45Ignores-tu que Dieu est le souverain des cieux et de la terre, qu’il punit et pardonne à son gré, parce que sa puissance est sans bornes ?

46O prophète ! ne t’afflige point de voir courir à l’infidélité ceux qui disent : Nous croyons tandis que leur cœur dément ce que leur bouche profère ; ni ceux qui, sectateurs du Judaïsme, ouvrent leurs oreilles au mensonge, et par respect humain, viennent aussi t’entendre. Ceux qui n’ont point encore écouté ta doctrine, corrompent le texte du Pentateuque, et disent : S’il vous lit l’écriture de cette manière, recevez-la. Défiez-vous-en si l’on y fait quelque changement. Qui préservera de l’erreur celui que Dieu veut égarer ? ceux dont il ne purifiera point le cœur, seront chargés d’opprobre dans ce monde, et souffriront dans l’autre des tourmens rigoureux.

47Ils aiment le mensonge. Les mets défendus sont leur nourriture. S’ils te prennent pour arbitre, prononce entre eux, ou fuis-les. Loin d’eux, leur méchanceté ne te nuira point ; mais si tu prends la balance, juge-les avec équité. Dieu aime ceux qui sont équitables.

48Comment te prendraient-ils pour arbitre ? Ils ont le Pentateuque où sont renfermés les préceptes du Seigneur ; mais ils flottent dans le doute, et ils ne croient point.

49Nous avons envoyé le Pentateuque pour diriger et éclairer les hommes. Les prophètes qui suivaient l’islamisme, s’en servirent pour juger les juifs. Les docteurs et les pontifes guidèrent par ses lois, le peuple confié à leur garde. Ils étaient ses témoins. O juifs ! ne craignez point les hommes. Craignez-moi. Ne vendez point ma doctrine pour un vil intérêt. Quiconque ne prendra pas pour règle de ses jugemens la vérité que Dieu a fait descendre du ciel, sera prévaricateur.

50Nous avons prescrit aux juifs la peine du talion. On rendra âme pour âme, œil pour œil, nez pour nez, oreille pour oreille, dent pour dent, blessure pour blessure. Celui qui changera cette peine en aumône, aura un mérite aux yeux de Dieu. Quiconque transgressera, dans ses jugemens, les préceptes que nous vous avons donnés, sera coupable.

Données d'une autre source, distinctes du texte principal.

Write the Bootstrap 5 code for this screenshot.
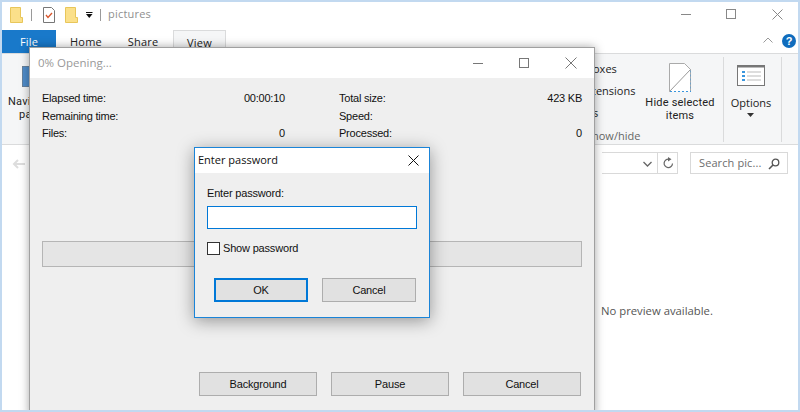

51Après les prophètes, nous avons envoyé Jésus fils de Marie, pour confirmer le Pentateuque. Nous lui avons donné l’Évangile, qui est le flambeau de la foi, et qui met le sceau à la vérité des anciennes écritures. Ce livre éclaire et instruit ceux qui craignent le Seigneur.

52Les chrétiens seront jugés d’après l’Évangile. Ceux qui les jugeront autrement seront prévaricateurs.

53Nous t’avons envoyé le livre véritable qui confirme les écritures qui l’ont précédé, et qui en rend témoignage. Juge entre les juifs et les chrétiens suivant les commandemens de Dieu. Ne suis pas leurs désirs, et ne t’écarte pas de la doctrine que tu as reçue. Nous avons donné à chacun de vous des lois pour se conduire.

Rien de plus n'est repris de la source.